As discussões e as bases do acordo foram delineadas meio às escondidas, para não melindrar o Brasil e o Peru, vizinhos fronteiriços, que tinham pendências de limites territoriais com a Bolívia. Mesmo tudo isso ocorrendo nos bastidores diplomáticos, os rumores preocupantes do acordo circulavam junto aos representantes peruanos e brasileiros nos EUA, Europa e Bolívia que, evidentemente, tinham interesse no assunto. Depois de assinado, o contrato foi encaminhado para que o Congresso Nacional Boliviano aprovasse as cláusulas acordadas entre o ministro Félix Aramayo e os acionistas anglo-americanos. No entanto, internamente, havia oposição ao acordo, com muitos parlamentares bolivianos se manifestando contrários ao documento, também conhecido como “Contrato Aramayo”, principalmente, os adversários do ministro Félix Aramayo, prestigiado diplomata e rico industrial.
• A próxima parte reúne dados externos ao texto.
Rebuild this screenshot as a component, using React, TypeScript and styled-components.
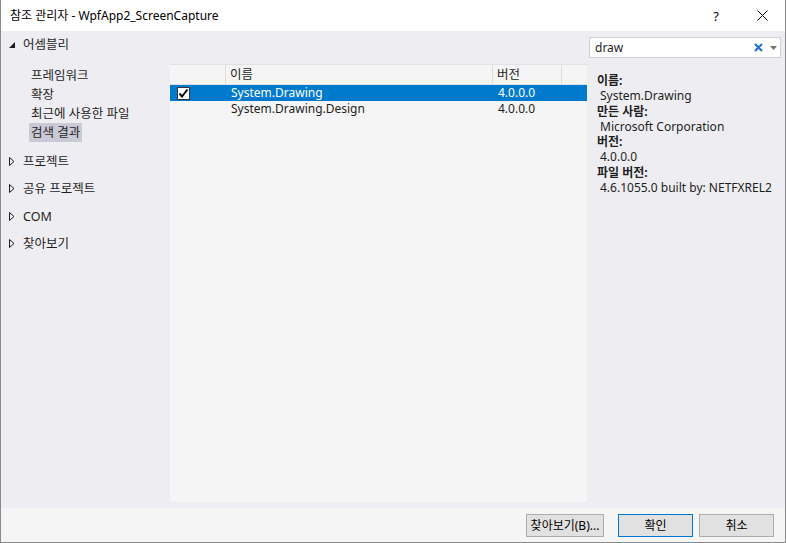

Foi, então, criada no Congresso boliviano, a Comissão de Fazenda e Indústria com o objetivo de analisar e dar um parecer sobre o arrendamento contratual do Acre ao Bolivian Syndicate. Após as análises, uma das conclusões apontadas pelos membros da comissão foi que era impossível à Bolívia conservar o território do Acre sem o aporte de capitais externos, pois faltava uma presença efetiva do Estado boliviano e, também, uma base demográfica nacional na região onde a ocupação era, basicamente, de brasileiros. Esses fatores eram, ainda, intensificados pelas dificuldades encontradas pelos bolivianos para descer o altiplano até o vale amazônico. Enfim, as dificuldades da Bolívia eram congênitas e enormes diante dos dilemas postos pela questão acreana.

O arrendamento parecia ser a saída menos ruim, como reporta um trecho do relatório da comissão, citado por Leandro Tocantins, ao afirmar que desgraciadamente em la actualidad no se ofrece ninguno otro medio, ni como probabilidad lejana. Após discussões, o relatório foi aprovado no dia 17 de dezembro de 1901, cinco meses depois da assinatura do contrato entre o governo boliviano e o Bolivian Syndicate.
Além das já existentes querelas diplomáticas entre Brasil e Bolívia, a efetivação do acordo trazia a perspectiva clara da “ocupação” do Acre pelos representantes do Bolivian Syndicate, isto é, o prenúncio da exaltação e acirramento entre aqueles que eram conhecidos como “brasileiros do Acre” e os bolivianos. O governo brasileiro, através dos diplomatas Joaquim Nabuco (Roma/Londres), Joaquim F. de Assis Brasil (Washington) e Barão do Rio Branco (Berlim), empreendeu uma campanha para desacreditar o Bolivian Syndicate junto a governos e grupos financeiros que poderiam vir a se associar ao cartel.

Com a nomeação do Barão do Rio Branco para o Ministério das Relações Exteriores, em dezembro de 1902, o ex-embaixador na Alemanha passou a articular de maneira mais incisiva uma solução diplomática para a “Questão acreana” e a ruptura do contrato com a companhia internacional. Após renhidos embates diplomáticos entre as partes envolvidas, o Bolivian Syndicate resolve, em fevereiro de 1903, abdicar do contrato firmado com a Bolívia, ao ser indenizado pelo governo brasileiro em 114 mil libras esterlinas.